There is no single legal weight limit in the UK. This is one of the most common misconceptions in the industry. The Manual Handling Operations Regulations 1992 deliberately avoid setting a maximum weight because the risk depends on far more than just how heavy something is. A 20 kg bag of cement might be perfectly manageable when you are lifting it off a pallet at waist height on a flat, dry surface. The same bag becomes far more dangerous if you are twisting to place it on a scaffold, reaching overhead, standing on uneven ground, or already fatigued after hours of repetitive lifting. The HSE does publish guideline figures in its manual handling assessment charts (often called the MAC tool). For a man lifting close to the body at waist height, the guideline figure is around 25 kg. For a woman, it is around 16 kg. These figures drop significantly if the load is held away from the body, if there is twisting involved, or if the lift starts from floor level or above shoulder height. But these are guidelines for filtering assessments, not legal limits. The law requires you to assess the specific task, considering the load, the environment, the individual, and the nature of the task itself. If the risk is too high, you must reduce it — whether that means using a mechanical aid, splitting the load, getting a second pair of hands, or redesigning the task entirely. Telling someone “it is under 25 kg so it is fine” is not a valid risk assessment.

Do I need manual handling training?

If you are an employer, you have a legal duty under the Manual Handling Operations Regulations 1992 to provide your workers with information and training on manual handling risks. This applies to every construction business, regardless of size. The training does not need to be an expensive off-site course. What the HSE expects is that workers understand the risks associated with manual handling on their particular site, know how to carry out a basic assessment of any lifting task before they start, understand the controls that have been put in place, and know how to use any mechanical aids that are available. For many small builders, a good toolbox talk covering these points is sufficient — as long as it is specific to the work being done and not a generic lecture. Larger sites should consider more formal training, particularly for tasks that involve unusual loads, awkward access, or repetitive handling. Remember that training alone is not a control measure. The HSE is clear that teaching someone to “lift with your knees” does not discharge your duty if the task itself is inherently unsafe. The hierarchy of controls still applies: avoid the manual handling if possible, assess what cannot be avoided, and reduce the risk through mechanical aids, job redesign, or team working before relying on technique alone. If you are a self-employed sole trader, there is no legal requirement for you to train yourself, but understanding proper technique and risk assessment is obviously in your own interest. A back injury can end your career.

What is a TILE assessment?

TILE is a structured framework for assessing manual handling risks. It stands for Task, Individual, Load, and Environment — the four factors you need to consider every time you assess a manual handling activity. The Task element asks what the activity involves: does it require twisting, stooping, reaching, pushing, or pulling? Is it repetitive? How far does the load need to be carried? Is the pace dictated by a process you cannot control? The Individual element considers the person doing the work: are they physically capable?

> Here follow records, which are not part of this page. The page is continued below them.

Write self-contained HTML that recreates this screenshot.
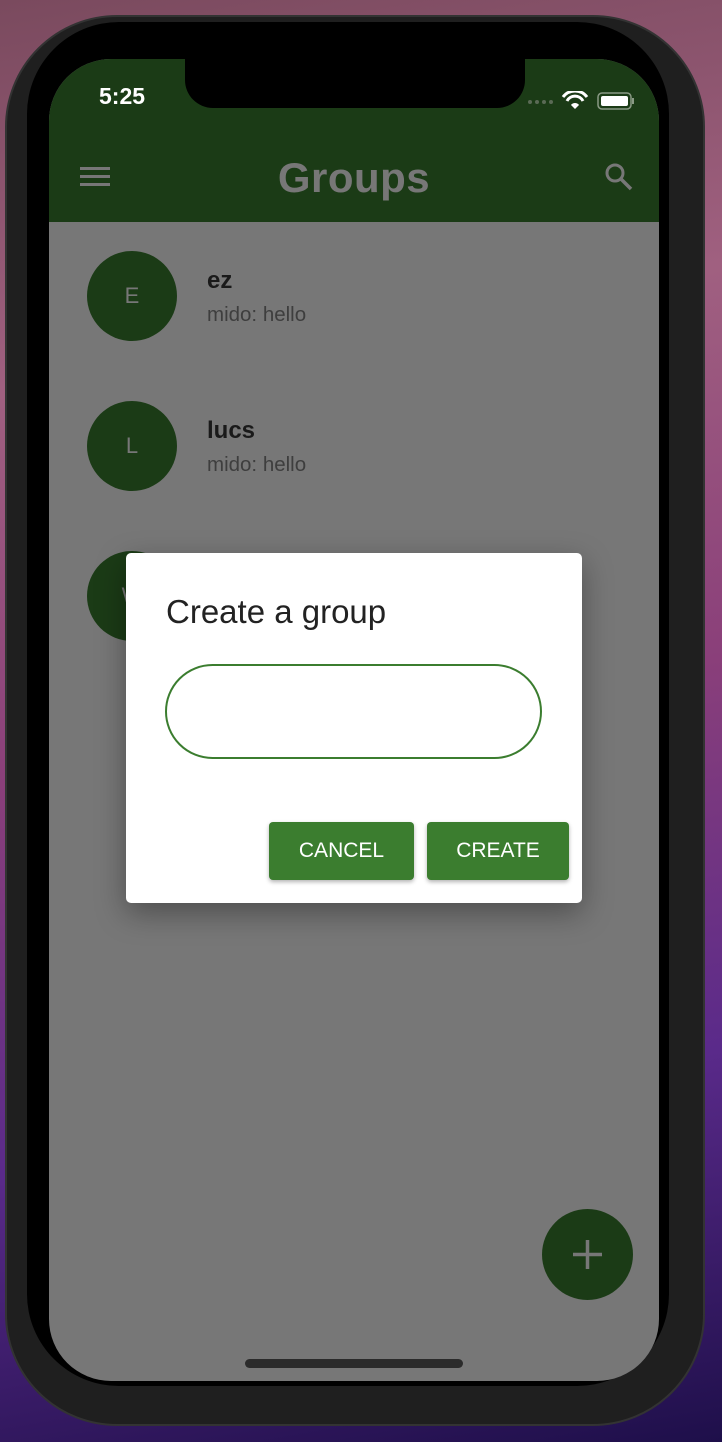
<!DOCTYPE html>
<html><head><meta charset="utf-8"><style>
*{margin:0;padding:0;box-sizing:border-box}
body{width:722px;height:1442px;overflow:hidden;position:relative;font-family:"Liberation Sans",sans-serif;
background:linear-gradient(170deg,#7a4a5e 0%,#a06080 25%,#8a3f7a 50%,#5a2a8a 75%,#1e0f4a 100%);}
.frame{position:absolute;left:5px;top:15px;width:700px;height:1411px;border-radius:112px;background:#1f1f1f;border:2px solid #333}
.bezel{position:absolute;left:27px;top:22px;width:642px;height:1364px;border-radius:92px;background:#000}
.screen{position:absolute;left:49px;top:59px;width:610px;height:1322px;border-radius:62px;background:#777;overflow:hidden}
.header{position:absolute;left:0;top:0;width:610px;height:163px;background:#1b3b16}
.notch{position:absolute;left:136px;top:-10px;width:340px;height:59px;background:#000;border-radius:0 0 28px 28px}
.time{position:absolute;left:50px;top:24px;color:#fff;font-size:23px;font-weight:bold}
.title{position:absolute;left:0;width:610px;top:95px;text-align:center;color:#777;font-size:42px;font-weight:bold;letter-spacing:0.5px}
.av{position:absolute;left:38px;width:90px;height:90px;border-radius:50%;background:#1b3b16;color:#777;font-size:22px;text-align:center;line-height:90px}
.name{position:absolute;left:158px;font-size:24px;font-weight:bold;color:#1a1a1a}
.sub{position:absolute;left:158px;font-size:20.5px;color:#3e3e3e}
.dlg{position:absolute;left:77px;top:494px;width:456px;height:350px;background:#fff;border-radius:5px;box-shadow:0 10px 30px rgba(0,0,0,.35)}
.dt{position:absolute;left:40px;top:40px;font-size:33px;color:#222}
.inp{position:absolute;left:39px;top:111px;width:377px;height:95px;border:2px solid #3b7d2f;border-radius:48px}
.btn{position:absolute;top:269px;height:58px;background:#3b7d2f;color:#fff;border-radius:4px;font-size:21px;text-align:center;line-height:58px;box-shadow:0 2px 4px rgba(0,0,0,.3)}
.fab{position:absolute;left:493px;top:1150px;width:91px;height:91px;border-radius:50%;background:#1b3b16}
.home{position:absolute;left:196px;top:1300px;width:218px;height:9px;border-radius:5px;background:#2b2b2b}
</style></head><body>
<div class="frame"></div>
<div class="bezel"></div>
<div class="screen">
 <div class="header">
  <div class="notch"></div>
  <div class="time">5:25</div>
  <svg style="position:absolute;left:476px;top:32px" width="110" height="20" viewBox="0 0 110 20">
   <circle cx="5" cy="11" r="2" fill="#5a6a55"/><circle cx="12" cy="11" r="2" fill="#5a6a55"/><circle cx="19" cy="11" r="2" fill="#5a6a55"/><circle cx="26" cy="11" r="2" fill="#5a6a55"/>
   <path d="M38 6 A15 15 0 0 1 62 6" stroke="#fff" stroke-width="3" fill="none"/>
   <path d="M42 10 A9 9 0 0 1 58 10" stroke="#fff" stroke-width="3" fill="none"/>
   <path d="M46 14 L50 18 L54 14 A5 5 0 0 0 46 14Z" fill="#fff"/>
   <rect x="73" y="2" width="33" height="16" rx="4" fill="none" stroke="#8a9a85" stroke-width="1.5"/>
   <rect x="76" y="5" width="27" height="10" rx="2" fill="#fff"/>
   <rect x="107" y="7" width="2" height="6" fill="#8a9a85"/>
  </svg>
  <svg style="position:absolute;left:30px;top:107px" width="32" height="22"><rect x="1" y="1" width="30" height="3" fill="#777"/><rect x="1" y="9" width="30" height="3" fill="#777"/><rect x="1" y="17" width="30" height="3" fill="#777"/></svg>
  <div class="title">Groups</div>
  <svg style="position:absolute;left:554px;top:102px" width="32" height="32"><circle cx="12" cy="12" r="8" stroke="#777" stroke-width="3" fill="none"/><path d="M18 18 L28 28" stroke="#777" stroke-width="3.5"/></svg>
 </div>
 <div class="av" style="top:192px">E</div>
 <div class="name" style="top:208px">ez</div>
 <div class="sub" style="top:244px">mido: hello</div>
 <div class="av" style="top:342px">L</div>
 <div class="name" style="top:358px">lucs</div>
 <div class="sub" style="top:394px">mido: hello</div>
 <div class="av" style="top:492px">W</div>
 <div class="dlg">
  <div class="dt">Create a group</div>
  <div class="inp"></div>
  <div class="btn" style="left:143px;width:145px">CANCEL</div>
  <div class="btn" style="left:301px;width:142px">CREATE</div>
 </div>
 <div class="fab"><svg width="91" height="91"><path d="M45.5 31 V60 M31 45.5 H60" stroke="#777" stroke-width="3.5"/></svg></div>
 <div class="home"></div>
</div>
</body></html>
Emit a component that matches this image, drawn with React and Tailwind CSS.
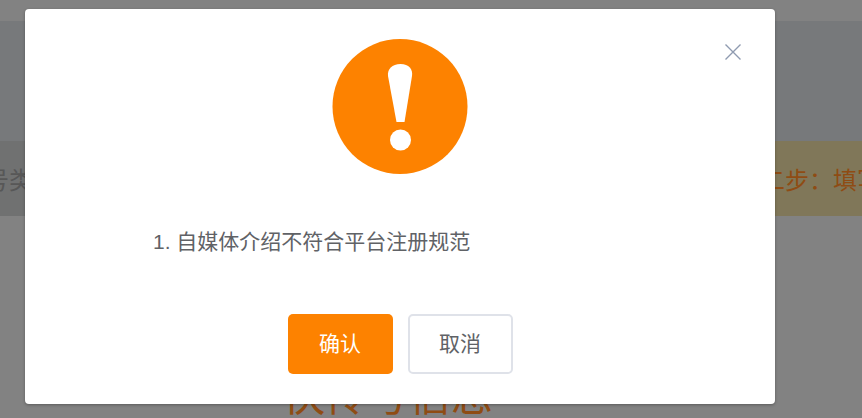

Do they have any pre-existing health conditions like a back problem or hernia? Have they been trained? Are they pregnant? Are they new to the job and unfamiliar with the demands? The Load element looks at the object being handled: how heavy is it? Is it bulky or awkward to grip? Is it unstable or likely to shift? Is it hot, cold, or sharp? Can it be broken down into smaller units? The Environment element examines the conditions: is the floor even, dry, and stable? Is there enough space to adopt a good posture? Are there obstructions, steps, or slopes? What is the lighting like? Is wind a factor on an exposed scaffold? You do not need a special form to do a TILE assessment, though templates are widely available. The key is to think through each element before the work starts and put controls in place for any risks you identify. On a construction site, conditions change constantly, so a TILE assessment is not a one-off exercise — it should be revisited whenever the task, the people, the load, or the environment changes.

Who is responsible for manual handling safety on site?

Responsibility for manual handling safety sits at multiple levels, and understanding who owes what duty is important. Under the Manual Handling Operations Regulations 1992, every employer has a duty to avoid hazardous manual handling so far as reasonably practicable, assess any manual handling that cannot be avoided, and reduce the risk of injury. If you employ anyone — even one labourer — these duties apply to you. On a CDM-notifiable construction project, the principal contractor has overall responsibility for managing health and safety on site, which includes manual handling. They must ensure that the construction phase plan addresses manual handling risks and that all contractors on site are managing their manual handling activities properly. However, each individual contractor remains responsible for their own workers. If you are a subcontractor, you cannot simply point at the principal contractor and say it is their problem. You must carry out your own assessments for your own tasks and provide your own workers with the right equipment, training, and supervision. The client also has duties under CDM 2015 — they must ensure that adequate welfare facilities, site layout, and delivery arrangements are in place, all of which can affect manual handling risks. Workers themselves have a duty under the Health and Safety at Work Act 1974 to take reasonable care of their own health and safety and to use any equipment or controls provided. If a mechanical aid is available and a worker chooses to carry a load by hand instead, both the worker and the employer could face scrutiny. In practice, good manual handling management requires cooperation between everyone on site, from the client and designers through to the person lifting the last bag of cement.

How do I assess manual handling risk for my specific job?

Start by listing every manual handling task involved in the job. On a typical construction project, this might include unloading deliveries, carrying materials to the work area, positioning heavy components, mixing and pouring concrete, lifting plasterboard sheets, and clearing waste. For each task, work through the TILE framework. Consider the Task: how often is the lift repeated? Does it involve twisting, bending, or reaching? How far does the load need to travel? Consider the Individual: who will be doing the work, and are they capable of handling it safely? Consider the Load: how heavy is it, and can it be broken down? Consider the Environment: what are the ground conditions, access routes, and space constraints? Once you have identified the risks, apply the hierarchy of controls. The first question is always whether the manual handling can be avoided entirely — can materials be delivered directly to the point of use by crane or telehandler? Can a conveyor or hoist move materials between floors? If manual handling cannot be avoided, can the risk be reduced? This might mean using a sack truck for bagged materials, a plasterboard lifter instead of manhandling sheets overhead, or a kerb lifter instead of gripping by hand. Think about team lifts for items that are too heavy or awkward for one person, and plan rest breaks for repetitive tasks. Record your assessment in your RAMS so that everyone on site knows what controls are in place. Review it if anything changes — a new delivery arrangement, a different access route, or a change in the workforce. The assessment does not need to be complicated, but it does need to be specific to your job and your site.